TONI - We welcome everybody to bring a photo of their loved one or their loved ones, because many people have lost quite a few individuals.
JESSICA - During the event, I heard that there are a few nice items that individuals who attend will receive. Can you touch on those?
TONI - We have packets of forget me not seeds so that people can plant the seeds - it's a way of remembering an individual. We have crosses, small pebbles, and then we also have a small charm that looks like a feather.
JESSICA - One thing about loss, it doesn't affect somebody who is just a Christian, just you know "this faith", those who are agnostic, etc. It doesn't care who you are or what religion you do or don't practice. Although this event is at a church, that thought of "Well, I can't go get help or mourn my loved one because I'm not ____" should not be a reason you don't walk through the doors. This event is not for a specific faith. It is for those who have lost loved ones due to addiction, overdoses, and suicide. You can find help at this event, comfort, and strength from other people if you show up.
TONI - A Time to Remember is taking place at St. Luke's Episcopal Church, but anybody and everybody is welcome. If you have other beliefs and don't practice the Christian faith, you are more than welcome to come - the door will be open to join us.
JESSICA - I have a feeling that at this event could stir up a lot of emotions for individuals who have lost loved ones to suicide, addiction and overdoses. What type of support will be available for anyone that day who might have questions or need to talk to someone?

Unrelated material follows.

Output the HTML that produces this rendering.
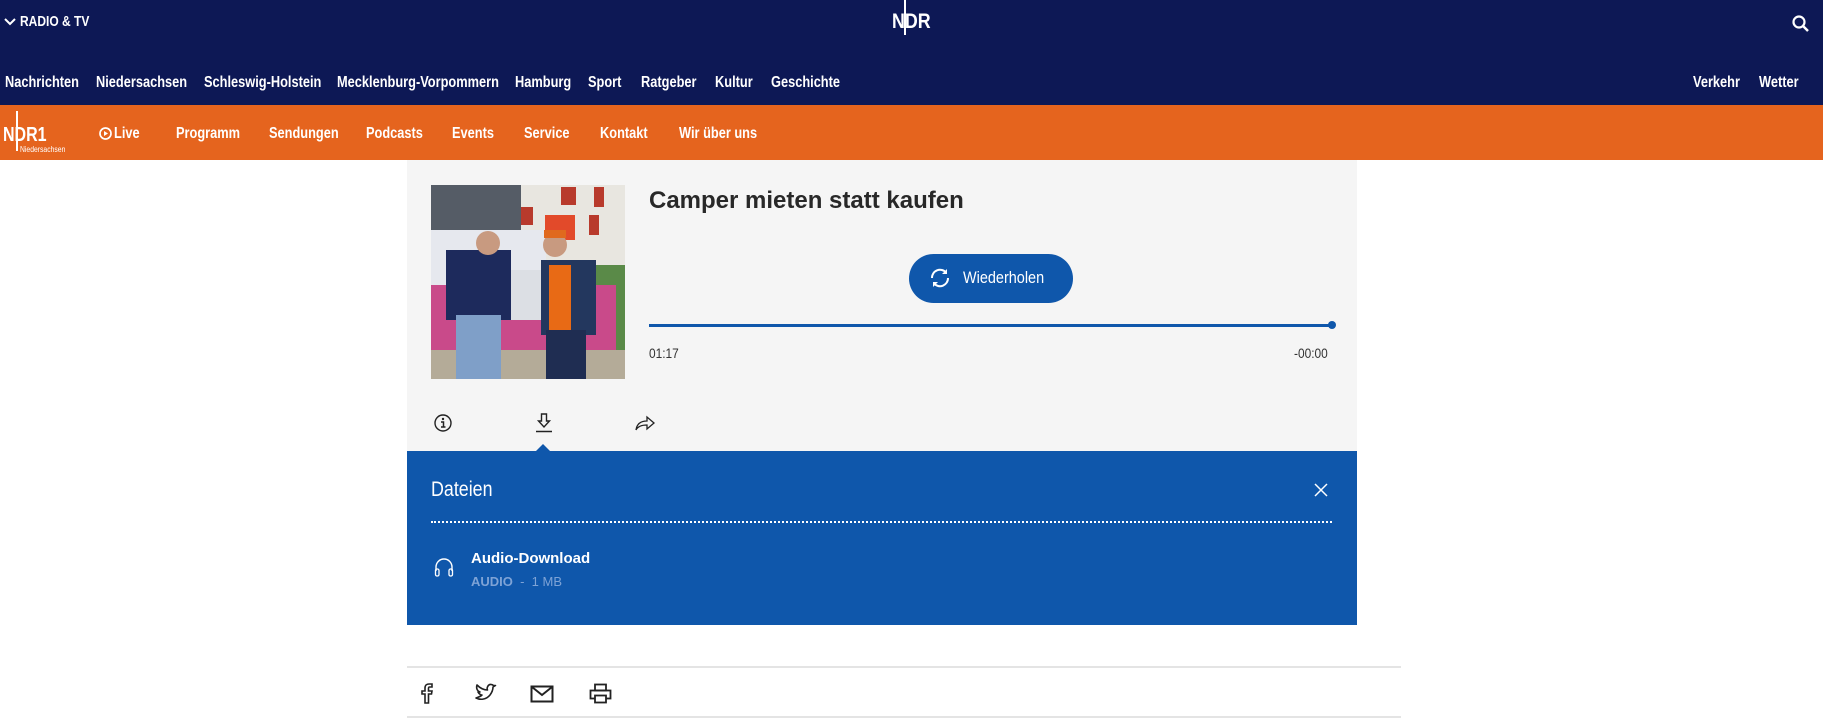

TONI - The Landing MN, Docs Recovery, Fernbrook, Salt and Light Partners, Hope Ranch, Mayo Clinic, C.E.R.T., Minnesota Adult and Teen Challenge, Pathways, and a number of other groups will be having the table.
JESSICA - If somebody has a friend or a family member who recently lost somebody because of addiction or suicide, what words of comfort would you suggest be given to those who are now dealing with that loss?
VALERIE - I think grief and loss affects people differently and with the stages of grief, sometimes there's not exactly like a black and white. However, I know that a lot of healing comes from people coming together and supporting each other wherever they're at, whatever level of response or lack of response they want. Just being with somebody and just sitting with them in their time of loss and grief and encouraging them if they want encouragement or any words of sympathy. It it's kind of a case-by-case situation and you just have to use your wisdom and intuition. But "you're not alone, and I'm here to walk with you" is what I would say.
JESSICA - Valerie, let me ask you this. Somebody who might be reading this who is struggling with an addiction or mental health, what would you say to them right now?
VALERIE - I would recommend reaching out to two places, Doc Recovery House or Recovery's Happening - they have a great team of peer recovery specialists. That would be the first step that I would take - connecting with the peer recovery specialist and kind of assessing what type of support you need and then they can walk alongside with you through that process.
If you or someone you know is having suicidal thoughts, visit the National Suicide Prevention Lifeline website. Resource information is provided for free as well as a chat message service. To speak directly to a professional, call 1-800-273-8255. You are not alone and help is available. Every life is important.